If Getting Outdoors More is Your New Year's Intention

Thank you everyone for sharing your intentions on the One Bite at a Time giveaway post. By the way, comments close tonight and I'll randomly choose three winners who each get an copy of Tsh's e-book. Get your comment in now to be entered. 

I've read every single one of those comments and noticed that some of you want 2012 to be the year you pursue more outdoor adventures with your family, together.

That's awesome!

I understand that desire and have a recommendation that might help. Family Outdoors is a resource page we created at our adventure blog to help your family get outdoors. I recently updated the page with lots of new links and pretty photos. If you've never visited the page or haven't for a while, you should check it out.
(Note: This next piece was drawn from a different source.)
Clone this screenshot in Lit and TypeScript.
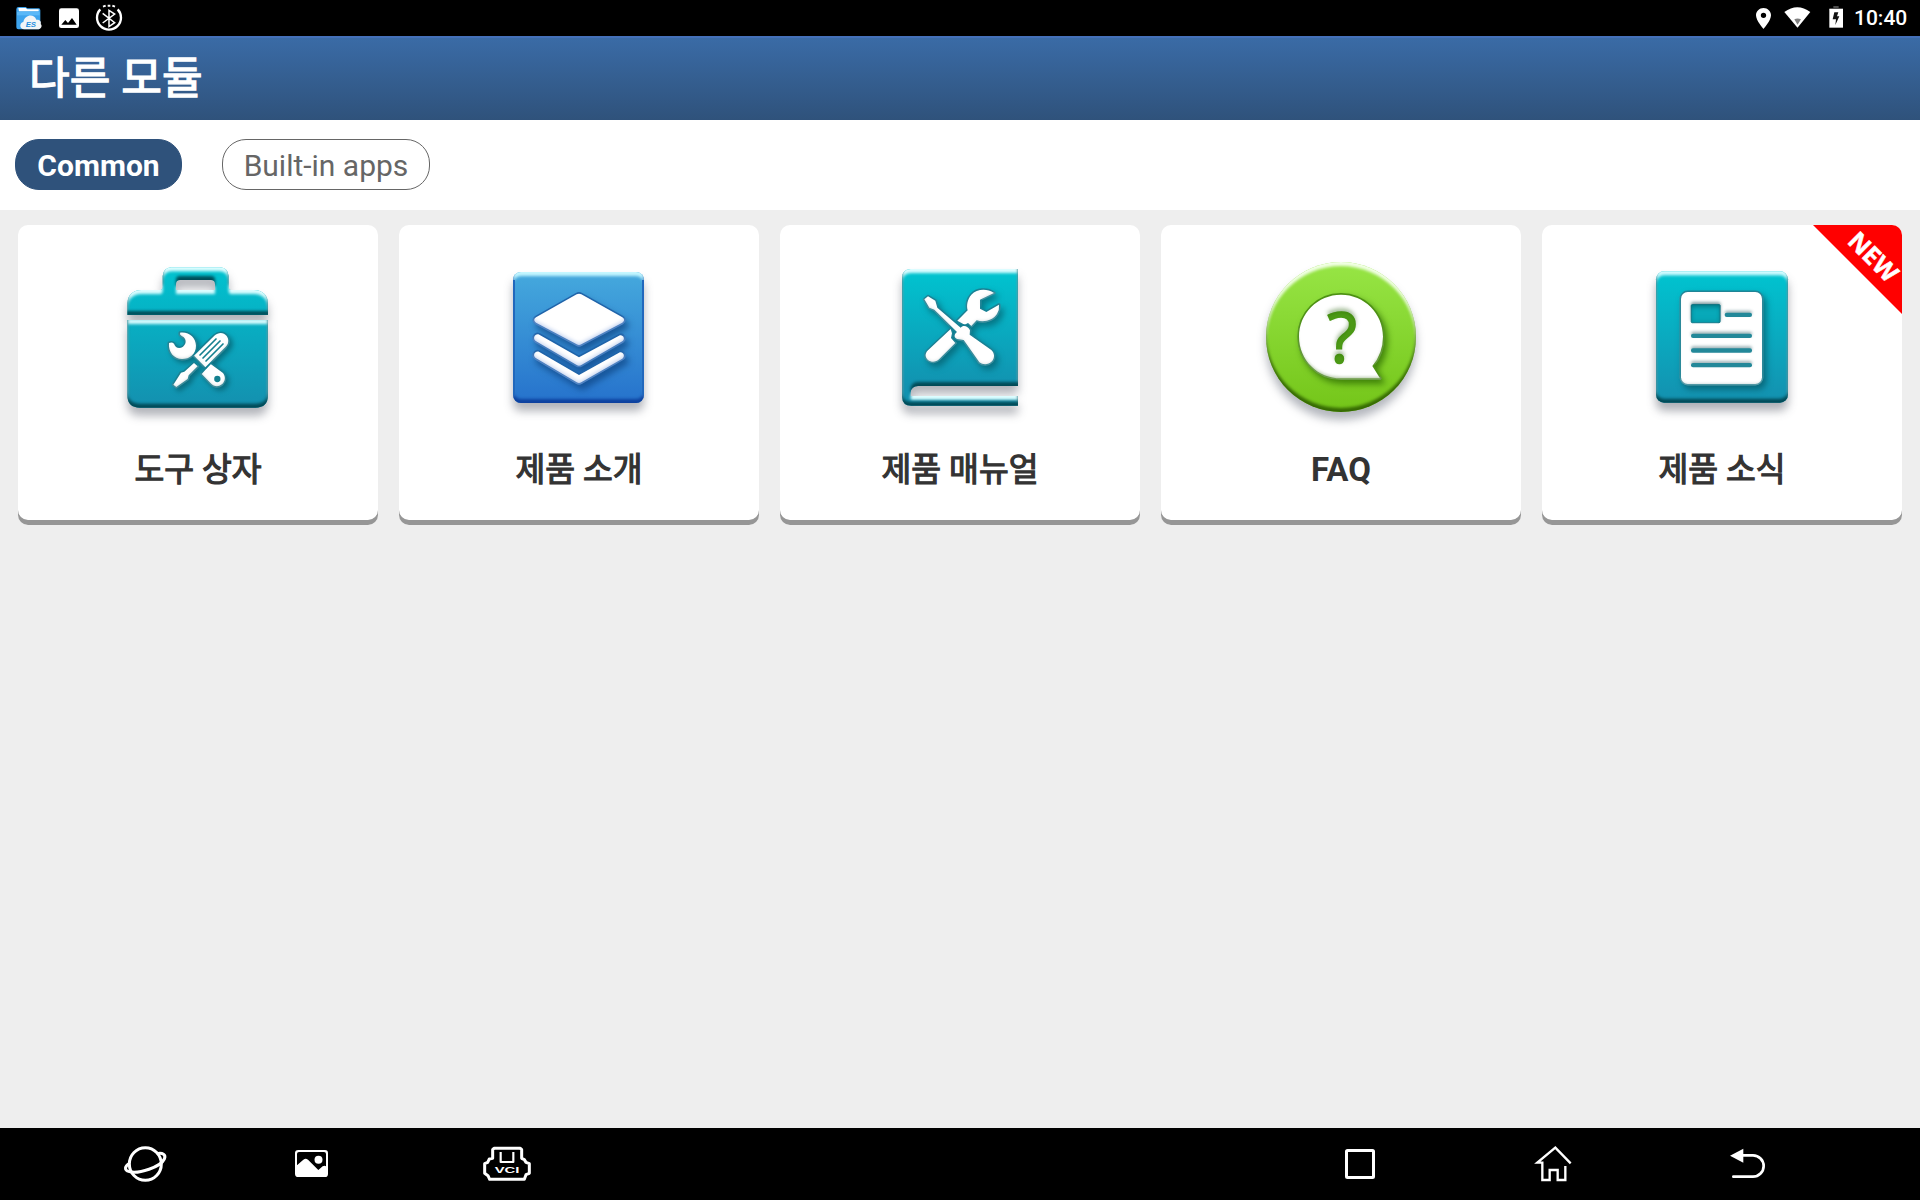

We have since retired that blog but The Kid's Outdoor Gear Guide is a good place to start.

Didn't know we have an adventure blog? I don't blame you.

It's been kind of quiet for a couple months. We've been too busy living the adventure of moving our family to the Gaspé peninsula to spend much time writing about our weekend hikes. Also Damien is spending more time writing for our minimalist footwear blog Toe Salad.

I recently wrote about our dream come true of getting outfitted for skiing. Speaking of which, outfitting our family for skiing wasn't a "honey, let's go buy some skis today" kind of decision. Some families save to go to Disneyland. We save to buy skis. 

Loving where we live and daily living out our values while pursuing our professional goals and family dreams. It hasn't always been this way. 

Can you believe it all started with an intention to be outdoors every weekend as a family?

Well, perhaps that wasn't the only catalyst for our huge life change, but it was a big part of it.

You see, from our weekly outings we got a taste of the "good stuff". A taste for the outdoors, a taste for adventure, a taste of freedom.

We started to dream and talk about how we might spend more time outdoors together. How we could maybe thru hike for months at a time or at the very least live in a more natural setting. 

Being outdoors every weekend together started us in that direction. It was one of the first steps on the path to where we are now. Living in a dream location, with our priorities and values charting the course of our days instead going with the flow (when the flow was heading in a direction we didn't like).

I don't want to scare you into thinking if you start hiking on a more regular basis, or doing some other activity outdoors together you'll have to re-order your life priorities and end up with a large scale life change.

But wouldn't it be kind of cool if that did happen?

Imagine if being active, in nature, got you more in tune with each other and more in tune with your spiritual practice. Giving you a chance to exercise with your family, instead of trying to juggle everyone's schedule for one hour at the gym.

Time to unplug, time to dream, time to push your limits and boundaries. Helping you form a more solid relationship with your family and deepening your understanding of this planet we call home.

And what if all that connecting, challenging, uplifting, sweaty, tiring and beautiful time took you places you can't even imagine right now?

I can't guarantee any "life changing results" from a one day a week practice outdoors. But I am certain your body will thank you, your relationships will grow and you will view nature and your place in it differently.

In short, you will not be the same.

And all together, that might just change your life. I know it has mine.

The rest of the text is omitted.